----- Recorded data -----
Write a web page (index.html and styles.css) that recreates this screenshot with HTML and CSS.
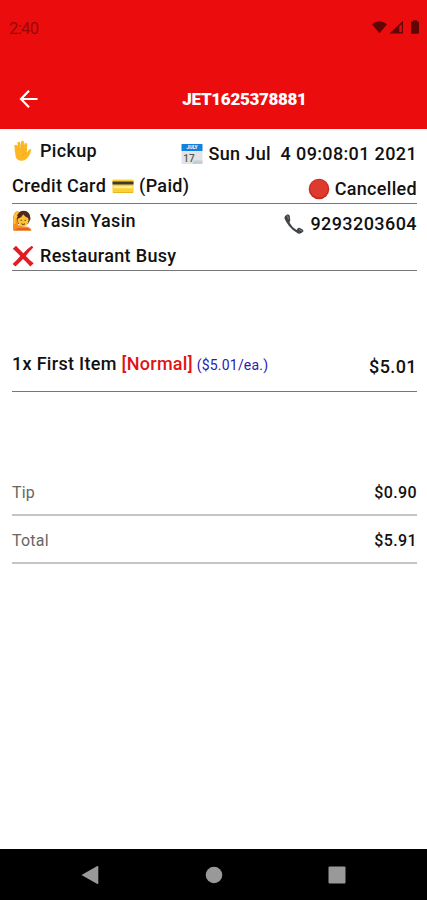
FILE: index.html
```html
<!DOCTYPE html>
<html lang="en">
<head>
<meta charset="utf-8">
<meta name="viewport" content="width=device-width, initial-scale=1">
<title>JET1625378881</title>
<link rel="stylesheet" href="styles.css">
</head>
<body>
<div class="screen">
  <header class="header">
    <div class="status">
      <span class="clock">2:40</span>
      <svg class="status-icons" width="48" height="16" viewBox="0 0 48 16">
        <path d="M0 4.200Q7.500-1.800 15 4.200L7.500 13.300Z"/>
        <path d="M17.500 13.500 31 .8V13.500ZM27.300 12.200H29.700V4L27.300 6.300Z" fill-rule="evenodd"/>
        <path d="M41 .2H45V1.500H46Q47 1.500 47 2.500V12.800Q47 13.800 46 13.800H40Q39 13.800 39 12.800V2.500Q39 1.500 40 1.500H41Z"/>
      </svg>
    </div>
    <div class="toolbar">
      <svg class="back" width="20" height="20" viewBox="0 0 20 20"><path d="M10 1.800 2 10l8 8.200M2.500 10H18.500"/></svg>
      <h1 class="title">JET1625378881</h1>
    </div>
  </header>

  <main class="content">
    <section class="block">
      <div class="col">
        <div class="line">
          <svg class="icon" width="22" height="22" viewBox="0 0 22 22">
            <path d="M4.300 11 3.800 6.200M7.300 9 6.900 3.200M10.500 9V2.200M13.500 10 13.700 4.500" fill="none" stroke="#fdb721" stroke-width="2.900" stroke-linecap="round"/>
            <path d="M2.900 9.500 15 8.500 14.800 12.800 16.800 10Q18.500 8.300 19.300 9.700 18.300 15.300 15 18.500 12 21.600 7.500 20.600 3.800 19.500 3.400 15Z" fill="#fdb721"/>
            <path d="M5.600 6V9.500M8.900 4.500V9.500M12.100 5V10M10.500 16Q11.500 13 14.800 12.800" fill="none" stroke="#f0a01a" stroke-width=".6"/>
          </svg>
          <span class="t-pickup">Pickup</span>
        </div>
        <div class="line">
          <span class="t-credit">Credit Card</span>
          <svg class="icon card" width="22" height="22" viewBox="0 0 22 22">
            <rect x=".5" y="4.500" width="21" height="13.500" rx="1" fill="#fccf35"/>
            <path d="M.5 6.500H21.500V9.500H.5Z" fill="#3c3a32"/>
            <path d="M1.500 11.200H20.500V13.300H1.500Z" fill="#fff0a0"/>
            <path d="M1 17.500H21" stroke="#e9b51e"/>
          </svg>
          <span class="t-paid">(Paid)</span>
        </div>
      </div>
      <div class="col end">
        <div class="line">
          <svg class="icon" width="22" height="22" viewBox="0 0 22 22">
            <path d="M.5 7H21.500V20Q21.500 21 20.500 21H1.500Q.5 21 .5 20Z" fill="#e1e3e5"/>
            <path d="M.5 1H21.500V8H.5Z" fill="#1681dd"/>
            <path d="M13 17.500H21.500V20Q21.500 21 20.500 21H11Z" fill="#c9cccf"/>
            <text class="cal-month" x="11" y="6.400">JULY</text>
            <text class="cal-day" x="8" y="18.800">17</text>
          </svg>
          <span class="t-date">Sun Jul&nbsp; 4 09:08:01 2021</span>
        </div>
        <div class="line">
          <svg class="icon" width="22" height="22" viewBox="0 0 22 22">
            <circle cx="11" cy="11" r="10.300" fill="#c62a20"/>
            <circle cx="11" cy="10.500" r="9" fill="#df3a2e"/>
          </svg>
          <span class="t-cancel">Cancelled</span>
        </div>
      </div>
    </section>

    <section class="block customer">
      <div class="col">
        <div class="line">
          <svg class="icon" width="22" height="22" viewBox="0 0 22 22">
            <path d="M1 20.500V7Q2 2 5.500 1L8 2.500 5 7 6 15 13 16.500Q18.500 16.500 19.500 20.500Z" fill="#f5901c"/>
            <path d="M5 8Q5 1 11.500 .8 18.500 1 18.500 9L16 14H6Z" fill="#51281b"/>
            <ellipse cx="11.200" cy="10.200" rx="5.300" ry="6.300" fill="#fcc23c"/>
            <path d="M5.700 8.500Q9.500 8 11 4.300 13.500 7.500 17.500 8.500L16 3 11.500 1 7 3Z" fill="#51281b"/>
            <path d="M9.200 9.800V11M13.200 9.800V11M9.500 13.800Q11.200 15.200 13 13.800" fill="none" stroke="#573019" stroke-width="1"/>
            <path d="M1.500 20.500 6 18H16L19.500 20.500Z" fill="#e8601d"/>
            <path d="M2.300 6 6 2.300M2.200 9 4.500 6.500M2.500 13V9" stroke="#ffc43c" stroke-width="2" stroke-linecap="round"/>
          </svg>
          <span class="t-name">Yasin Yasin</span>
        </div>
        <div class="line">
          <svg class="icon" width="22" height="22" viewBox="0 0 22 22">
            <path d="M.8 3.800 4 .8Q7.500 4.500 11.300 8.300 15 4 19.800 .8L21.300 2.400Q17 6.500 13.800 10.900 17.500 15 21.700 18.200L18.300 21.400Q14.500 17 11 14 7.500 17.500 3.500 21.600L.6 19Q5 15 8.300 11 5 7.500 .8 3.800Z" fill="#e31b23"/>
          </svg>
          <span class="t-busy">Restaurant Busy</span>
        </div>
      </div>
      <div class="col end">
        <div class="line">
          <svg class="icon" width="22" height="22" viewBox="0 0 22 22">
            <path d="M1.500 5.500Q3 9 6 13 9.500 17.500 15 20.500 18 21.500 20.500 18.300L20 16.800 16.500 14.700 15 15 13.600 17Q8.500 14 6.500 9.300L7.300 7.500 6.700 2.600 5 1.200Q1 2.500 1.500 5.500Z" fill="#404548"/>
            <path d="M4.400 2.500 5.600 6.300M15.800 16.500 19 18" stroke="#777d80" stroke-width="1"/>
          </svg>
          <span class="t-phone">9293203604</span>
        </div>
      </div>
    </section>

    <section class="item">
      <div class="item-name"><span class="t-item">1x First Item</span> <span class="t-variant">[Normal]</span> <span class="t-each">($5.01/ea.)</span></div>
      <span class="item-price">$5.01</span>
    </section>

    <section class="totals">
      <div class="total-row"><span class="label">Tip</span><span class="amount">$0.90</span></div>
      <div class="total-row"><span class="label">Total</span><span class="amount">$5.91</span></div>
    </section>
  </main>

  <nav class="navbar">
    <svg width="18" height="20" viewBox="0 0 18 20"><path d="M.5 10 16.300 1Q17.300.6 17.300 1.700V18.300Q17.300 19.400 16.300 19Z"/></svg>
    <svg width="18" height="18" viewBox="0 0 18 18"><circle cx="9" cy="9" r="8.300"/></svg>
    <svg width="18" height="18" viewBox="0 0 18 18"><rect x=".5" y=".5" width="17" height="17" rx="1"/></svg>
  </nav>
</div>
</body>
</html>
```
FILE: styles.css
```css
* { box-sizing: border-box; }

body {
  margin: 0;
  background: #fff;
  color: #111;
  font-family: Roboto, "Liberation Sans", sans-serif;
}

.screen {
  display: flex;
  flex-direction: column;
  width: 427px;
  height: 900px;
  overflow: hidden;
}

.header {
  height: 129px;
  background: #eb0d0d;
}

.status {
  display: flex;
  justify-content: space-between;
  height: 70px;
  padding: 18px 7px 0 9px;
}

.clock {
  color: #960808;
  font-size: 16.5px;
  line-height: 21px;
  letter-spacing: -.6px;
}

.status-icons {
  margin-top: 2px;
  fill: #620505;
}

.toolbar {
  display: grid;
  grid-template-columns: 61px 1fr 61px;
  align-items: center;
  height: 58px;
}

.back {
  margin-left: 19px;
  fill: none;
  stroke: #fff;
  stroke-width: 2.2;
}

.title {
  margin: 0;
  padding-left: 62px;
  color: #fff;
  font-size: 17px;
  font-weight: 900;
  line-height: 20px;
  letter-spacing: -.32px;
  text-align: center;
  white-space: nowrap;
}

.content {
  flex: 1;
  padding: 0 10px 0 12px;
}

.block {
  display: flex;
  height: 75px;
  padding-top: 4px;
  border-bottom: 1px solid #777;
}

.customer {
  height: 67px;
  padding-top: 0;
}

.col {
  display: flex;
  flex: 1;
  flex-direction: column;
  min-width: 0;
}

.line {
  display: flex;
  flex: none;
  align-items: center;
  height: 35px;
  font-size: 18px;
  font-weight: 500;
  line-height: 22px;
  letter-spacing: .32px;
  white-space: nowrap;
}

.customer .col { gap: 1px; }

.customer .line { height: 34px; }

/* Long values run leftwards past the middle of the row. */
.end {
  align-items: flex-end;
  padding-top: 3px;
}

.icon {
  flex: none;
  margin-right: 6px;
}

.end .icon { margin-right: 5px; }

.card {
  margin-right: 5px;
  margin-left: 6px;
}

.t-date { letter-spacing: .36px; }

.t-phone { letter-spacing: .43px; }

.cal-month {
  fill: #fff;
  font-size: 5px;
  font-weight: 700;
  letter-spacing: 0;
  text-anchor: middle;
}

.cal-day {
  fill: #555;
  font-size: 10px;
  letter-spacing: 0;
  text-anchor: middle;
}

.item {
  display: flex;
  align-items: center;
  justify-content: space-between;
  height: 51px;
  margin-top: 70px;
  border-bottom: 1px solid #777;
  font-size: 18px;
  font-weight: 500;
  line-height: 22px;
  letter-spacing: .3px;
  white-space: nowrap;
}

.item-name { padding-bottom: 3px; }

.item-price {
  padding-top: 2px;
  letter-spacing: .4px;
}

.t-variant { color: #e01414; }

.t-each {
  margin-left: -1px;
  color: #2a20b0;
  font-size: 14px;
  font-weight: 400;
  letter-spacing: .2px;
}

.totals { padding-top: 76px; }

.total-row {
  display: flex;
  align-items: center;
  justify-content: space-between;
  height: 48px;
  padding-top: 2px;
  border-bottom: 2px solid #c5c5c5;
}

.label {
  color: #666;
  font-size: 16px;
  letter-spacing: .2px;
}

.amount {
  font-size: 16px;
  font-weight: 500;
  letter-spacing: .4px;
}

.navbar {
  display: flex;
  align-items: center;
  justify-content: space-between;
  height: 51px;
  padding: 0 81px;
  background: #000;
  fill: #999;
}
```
-----
Return each line of the listing that holds the string "styles".

Write a web page (index.html and styles.css) that recreates this screenshot with HTML and CSS.
<link rel="stylesheet" href="styles.css">
FILE: styles.css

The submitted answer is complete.